---------- SOURCE DATA ----------

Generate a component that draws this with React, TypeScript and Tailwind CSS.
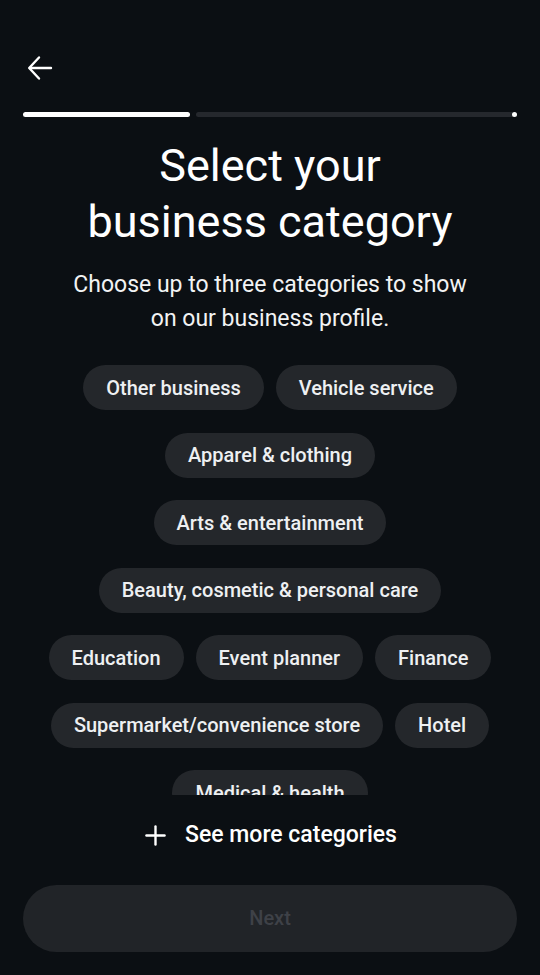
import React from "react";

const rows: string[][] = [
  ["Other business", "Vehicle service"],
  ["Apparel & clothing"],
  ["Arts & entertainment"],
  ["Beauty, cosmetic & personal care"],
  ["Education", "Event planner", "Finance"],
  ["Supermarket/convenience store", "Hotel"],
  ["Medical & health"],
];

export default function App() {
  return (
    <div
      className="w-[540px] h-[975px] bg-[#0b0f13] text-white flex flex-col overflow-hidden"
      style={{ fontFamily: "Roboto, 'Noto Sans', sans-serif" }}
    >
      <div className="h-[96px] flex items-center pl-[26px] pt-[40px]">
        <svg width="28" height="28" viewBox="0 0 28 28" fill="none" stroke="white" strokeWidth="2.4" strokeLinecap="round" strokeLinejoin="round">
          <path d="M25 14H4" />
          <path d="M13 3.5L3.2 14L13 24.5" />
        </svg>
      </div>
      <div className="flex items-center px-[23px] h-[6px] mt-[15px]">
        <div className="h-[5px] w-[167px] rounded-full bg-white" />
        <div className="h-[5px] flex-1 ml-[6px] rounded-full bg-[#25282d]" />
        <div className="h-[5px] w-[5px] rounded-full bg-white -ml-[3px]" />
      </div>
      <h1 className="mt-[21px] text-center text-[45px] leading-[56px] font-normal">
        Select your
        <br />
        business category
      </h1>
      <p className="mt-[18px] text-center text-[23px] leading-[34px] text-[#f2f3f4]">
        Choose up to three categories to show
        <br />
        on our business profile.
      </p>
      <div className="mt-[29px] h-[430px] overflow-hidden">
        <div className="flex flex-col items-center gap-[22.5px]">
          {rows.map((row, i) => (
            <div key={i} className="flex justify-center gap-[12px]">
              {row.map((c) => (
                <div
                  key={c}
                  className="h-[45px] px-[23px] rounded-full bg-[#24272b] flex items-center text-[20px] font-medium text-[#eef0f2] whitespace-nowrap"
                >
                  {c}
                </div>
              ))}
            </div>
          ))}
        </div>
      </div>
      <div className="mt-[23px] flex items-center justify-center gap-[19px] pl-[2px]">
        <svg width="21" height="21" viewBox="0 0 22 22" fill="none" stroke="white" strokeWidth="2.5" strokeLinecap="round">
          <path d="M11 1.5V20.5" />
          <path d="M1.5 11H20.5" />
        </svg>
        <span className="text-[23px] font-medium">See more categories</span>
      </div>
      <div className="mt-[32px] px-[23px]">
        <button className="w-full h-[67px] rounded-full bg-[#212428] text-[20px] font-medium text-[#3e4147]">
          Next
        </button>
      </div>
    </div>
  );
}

----------

■ AIM OF THE EXERCISE
Repeat the lines exactly as they stand, from the opening line of the data through the line with "import React from". Pictures stay out of the copy.

■ THE SOLUTION
Generate a component that draws this with React, TypeScript and Tailwind CSS.
import React from "react";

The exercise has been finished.